Su via Nola (IV,14,12) il maestro Potito, molto famoso in città perché, oltre ad essere amministratore di Quinto Poppeo Sabino, era amministratore di una nota falegnameria sita nel Vicolo dei Vetti, aveva aperto la sua scuola prendendo in affitto un locale al primo piano, trasformandolo in aula dove svolgere le proprie lezioni, ad un massimo di 15 alunni.
In questa aula c’erano banchi ma non tavoli: gli scolari, quindi, per poter scrivere dovevano poggiare le tavolette sulle ginocchia. Essendo il vicolo dei Vetti situato lontano dal caos del centro città, questa scuola poteva godere di una certa tranquillità in tema di rumori, ma nonostante ciò il maestro Potito ci tenne a ribadire: “Silenzio, qui si studia! E tu, sfaticato, smetti di guardare il soffitto”.

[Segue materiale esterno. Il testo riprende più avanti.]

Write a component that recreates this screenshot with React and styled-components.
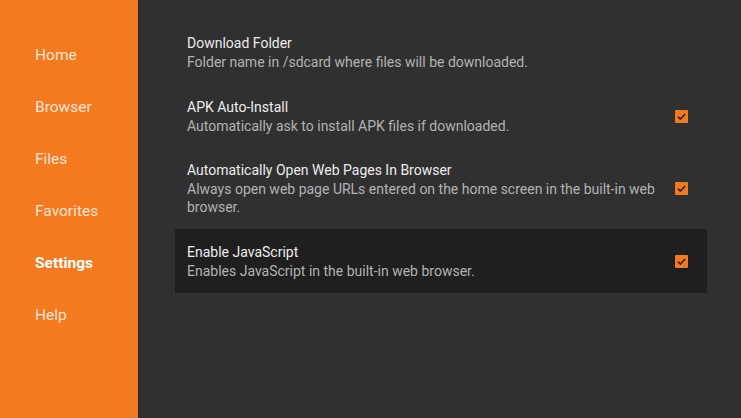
import styled, { createGlobalStyle } from 'styled-components';

const GlobalStyle = createGlobalStyle`
    html, body {
        margin: 0;
        padding: 0;
        background: #303030;
    }
    body {
        font-family: Roboto, "Noto Sans", sans-serif;
    }
`;

const Page = styled.div`
    display: flex;
    width: 741px;
    height: 418px;
    overflow: hidden;
`;

const Sidebar = styled.nav`
    width: 138px;
    flex-shrink: 0;
    background: #f47a20;
    display: flex;
    flex-direction: column;
    padding-top: 44px;
    box-sizing: border-box;
`;

const NavItem = styled.div`
    height: 52px;
    line-height: 22px;
    padding-left: 35px;
    font-size: 15.5px;
    font-weight: ${(props) => props.active ? 700 : 400};
    color: ${(props) => props.active ? '#ffffff' : 'rgba(255, 255, 255, 0.82)'};
`;

const Main = styled.main`
    flex: 1;
    background: #303030;
    padding: 20px 34px 0 37px;
    display: flex;
    flex-direction: column;
`;

const Row = styled.div`
    display: flex;
    align-items: center;
    box-sizing: border-box;
    min-height: 64px;
    padding: 13px 19px 12px 12px;
    background: ${(props) => props.focused ? '#1f1f1f' : 'transparent'};
    border-bottom: 1px dotted ${(props) => props.last ? 'transparent' : 'rgba(255, 255, 255, 0.035)'};
`;

const Text = styled.div`
    flex: 1;
    max-width: 478px;
    margin-right: auto;
`;

const Title = styled.div`
    font-size: 14px;
    line-height: 19px;
    color: #ececec;
`;

const Subtitle = styled.div`
    font-size: 14px;
    line-height: 18px;
    color: #b3b3b3;
`;

const Box = styled.div`
    width: 13px;
    height: 13px;
    border-radius: 1px;
    background: #f47a20;
    display: flex;
    align-items: center;
    justify-content: center;
    flex-shrink: 0;
`;

function Checkbox() {
    return (
        <Box>
            <svg width="11" height="11" viewBox="0 0 11 11">
                <path d="M2 5.6 L4.4 8 L9.2 3" fill="none" stroke="#2a2a2a" strokeWidth="1.6" />
            </svg>
        </Box>
    );
}

const navItems = ['Home', 'Browser', 'Files', 'Favorites', 'Settings', 'Help'];

const settings = [
    { title: 'Download Folder', desc: 'Folder name in /sdcard where files will be downloaded.', check: false },
    { title: 'APK Auto-Install', desc: 'Automatically ask to install APK files if downloaded.', check: true },
    { title: 'Automatically Open Web Pages In Browser', desc: 'Always open web page URLs entered on the home screen in the built-in web browser.', check: true },
    { title: 'Enable JavaScript', desc: 'Enables JavaScript in the built-in web browser.', check: true, focused: true },
];

export default function App() {
    return (
        <>
            <GlobalStyle />
            <Page>
                <Sidebar>
                    {navItems.map((n) => (
                        <NavItem key={n} active={n === 'Settings'}>{n}</NavItem>
                    ))}
                </Sidebar>
                <Main>
                    {settings.map((s, i) => (
                        <Row key={s.title} focused={s.focused} last={i >= settings.length - 2}>
                            <Text>
                                <Title>{s.title}</Title>
                                <Subtitle>{s.desc}</Subtitle>
                            </Text>
                            {s.check && <Checkbox />}
                        </Row>
                    ))}
                </Main>
            </Page>
        </>
    );
}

Forse Potito insegnava anche filosofia. Lo testimonia il fatto che su un muro della classe ci fosse un affresco che rappresentava immagini di sapienti e filosofi assorti nelle loro meditazioni, con in mano dei rotoli di papiro e una bacchetta. Al centro di questa pittura, forse, vi era raffigurato proprio Potito, caratterizzato da una barba incolta.

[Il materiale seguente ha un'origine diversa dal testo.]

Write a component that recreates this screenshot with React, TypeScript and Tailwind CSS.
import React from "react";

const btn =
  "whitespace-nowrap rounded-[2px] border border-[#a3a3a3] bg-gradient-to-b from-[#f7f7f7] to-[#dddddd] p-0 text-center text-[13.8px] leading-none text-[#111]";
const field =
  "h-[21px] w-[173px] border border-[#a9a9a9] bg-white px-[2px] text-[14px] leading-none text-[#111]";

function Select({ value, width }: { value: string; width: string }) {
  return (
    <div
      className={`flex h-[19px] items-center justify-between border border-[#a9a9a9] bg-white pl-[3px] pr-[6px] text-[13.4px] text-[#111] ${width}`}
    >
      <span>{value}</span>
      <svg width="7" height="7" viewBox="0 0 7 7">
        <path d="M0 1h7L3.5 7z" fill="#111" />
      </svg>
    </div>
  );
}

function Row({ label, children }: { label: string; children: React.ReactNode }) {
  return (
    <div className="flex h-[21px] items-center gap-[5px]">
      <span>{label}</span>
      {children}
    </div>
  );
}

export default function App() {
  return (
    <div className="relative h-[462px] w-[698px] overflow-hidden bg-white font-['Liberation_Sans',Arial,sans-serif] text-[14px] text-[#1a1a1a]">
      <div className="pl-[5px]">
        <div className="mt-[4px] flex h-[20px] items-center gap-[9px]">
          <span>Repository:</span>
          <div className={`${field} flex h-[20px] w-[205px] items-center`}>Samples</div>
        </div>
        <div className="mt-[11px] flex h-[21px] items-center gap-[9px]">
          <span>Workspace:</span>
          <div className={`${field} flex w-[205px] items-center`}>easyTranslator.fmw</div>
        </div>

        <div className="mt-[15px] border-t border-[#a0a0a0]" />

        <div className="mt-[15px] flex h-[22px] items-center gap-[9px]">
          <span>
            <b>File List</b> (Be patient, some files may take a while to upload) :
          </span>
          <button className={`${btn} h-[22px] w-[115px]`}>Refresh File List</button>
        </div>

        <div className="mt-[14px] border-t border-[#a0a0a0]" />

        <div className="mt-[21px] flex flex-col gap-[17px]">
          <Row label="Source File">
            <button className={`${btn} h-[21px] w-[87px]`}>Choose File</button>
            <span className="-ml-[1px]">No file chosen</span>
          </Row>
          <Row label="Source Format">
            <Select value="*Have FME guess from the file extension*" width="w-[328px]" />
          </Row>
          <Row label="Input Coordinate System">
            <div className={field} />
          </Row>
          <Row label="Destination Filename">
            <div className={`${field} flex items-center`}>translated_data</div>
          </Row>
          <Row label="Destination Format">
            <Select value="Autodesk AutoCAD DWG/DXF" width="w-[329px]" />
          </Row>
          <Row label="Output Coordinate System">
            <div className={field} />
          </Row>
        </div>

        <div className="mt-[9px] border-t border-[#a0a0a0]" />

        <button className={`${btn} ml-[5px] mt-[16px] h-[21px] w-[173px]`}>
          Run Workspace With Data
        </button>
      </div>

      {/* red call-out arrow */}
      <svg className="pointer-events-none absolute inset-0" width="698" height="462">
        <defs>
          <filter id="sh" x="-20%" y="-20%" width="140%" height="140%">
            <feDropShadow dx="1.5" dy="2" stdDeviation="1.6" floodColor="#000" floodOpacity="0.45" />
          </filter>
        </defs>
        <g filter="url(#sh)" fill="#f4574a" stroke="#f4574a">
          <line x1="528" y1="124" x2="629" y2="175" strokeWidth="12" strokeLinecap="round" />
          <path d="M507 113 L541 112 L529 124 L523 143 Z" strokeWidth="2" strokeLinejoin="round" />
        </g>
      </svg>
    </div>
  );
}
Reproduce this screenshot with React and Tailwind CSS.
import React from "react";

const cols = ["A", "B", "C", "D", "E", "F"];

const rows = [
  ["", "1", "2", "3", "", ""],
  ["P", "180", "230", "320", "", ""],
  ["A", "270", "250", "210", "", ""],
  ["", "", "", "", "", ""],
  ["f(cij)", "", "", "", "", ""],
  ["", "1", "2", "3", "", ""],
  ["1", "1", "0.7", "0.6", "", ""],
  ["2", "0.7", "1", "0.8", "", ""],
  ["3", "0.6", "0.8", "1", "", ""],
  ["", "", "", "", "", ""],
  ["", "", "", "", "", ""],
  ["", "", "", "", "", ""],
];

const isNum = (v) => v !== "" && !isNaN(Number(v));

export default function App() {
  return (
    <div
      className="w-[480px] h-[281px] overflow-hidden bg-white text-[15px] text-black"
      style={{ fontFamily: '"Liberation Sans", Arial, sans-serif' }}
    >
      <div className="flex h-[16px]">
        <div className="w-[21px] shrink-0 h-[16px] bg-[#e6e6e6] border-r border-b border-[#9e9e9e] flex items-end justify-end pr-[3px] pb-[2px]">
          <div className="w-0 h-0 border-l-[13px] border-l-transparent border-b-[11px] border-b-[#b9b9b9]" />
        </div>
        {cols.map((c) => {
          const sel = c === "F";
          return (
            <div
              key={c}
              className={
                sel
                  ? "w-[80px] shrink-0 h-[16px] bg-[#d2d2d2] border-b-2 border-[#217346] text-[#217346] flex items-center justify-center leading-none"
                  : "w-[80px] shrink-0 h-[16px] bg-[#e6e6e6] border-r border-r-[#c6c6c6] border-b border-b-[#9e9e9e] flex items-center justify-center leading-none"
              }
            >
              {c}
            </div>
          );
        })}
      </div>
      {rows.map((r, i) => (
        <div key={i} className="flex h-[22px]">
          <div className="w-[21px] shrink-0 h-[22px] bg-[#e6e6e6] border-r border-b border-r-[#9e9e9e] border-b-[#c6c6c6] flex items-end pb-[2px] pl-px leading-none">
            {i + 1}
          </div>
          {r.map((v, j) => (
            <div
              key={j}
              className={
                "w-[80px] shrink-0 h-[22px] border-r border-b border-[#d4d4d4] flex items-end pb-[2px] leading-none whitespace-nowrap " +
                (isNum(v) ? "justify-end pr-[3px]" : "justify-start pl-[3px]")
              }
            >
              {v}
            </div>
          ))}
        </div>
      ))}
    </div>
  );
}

Altra scuola molto famosa in città era stata istituita in un locale della Casa del Fauno, ed era proprio il probabile proprietario, Cassio Saturnino, che vi teneva le lezioni. Ricco e sapiente, questi voleva diffondere la cultura tra i suoi concittadini per essere considerato un uomo saggio e conoscitore delle leggi.
Amava insegnare diritto e il suo nome, insieme a quello di alcuni discepoli, è stato inciso su di un muro della Basilica. Cassio Saturno, era quindi un causidicus, ossia un avvocato che inseriva i suoi giovani praticanti alla vita del Foro, insegnando loro le nozioni e le responsabilità che avrebbero avuto nell’esercizio della professione. I discentes, gli allievi, dovevano altresì assistere a numerosi processi e inscenarne altri per prepararsi alla composizione e declamazione delle loro orazioni.
Alcuni ritrovamenti attestano che anche nel Foro triangolare esisteva una Schola, probabilmente fondata nel I secolo a.C., in epoca augustea. Tanti e diversi, quindi, erano i luoghi atti alla formazione dei ragazzi. Cosa certa è che lo studio dei classici rappresentava una tappa fondamentale per assurgere ad un alto grado di cultura.
La predilezione per l’Eneide di Virgilio è palese, stando alle diciassette iscrizioni che riportano il primo verso dell’opera: ARMA VIRUM QUE CANO TROIAE QUI PRIMUS AB ORIS… (ovvero “Canto le armi e l’uomo che per primo dalla spiagge di Troia…”).
Nonostante tutto, nell’antica Pompei non si respirava un’aria prettamente intellettuale: si dava maggiore risalto alla formazione della Juventus Pompeiana, ossia quei giovani che sarebbero dovuti partire per combattere nelle future guerre di Roma.
Forse il controllo delle menti e dei corpi dei giovani cittadini, in questo caso quelli pompeiani, era più importante della loro formazione culturale ed educativa, poiché sottraendoli alla ratio li si poteva controllare e gestire con molta più facilità. Almeno in questo nulla è cambiato!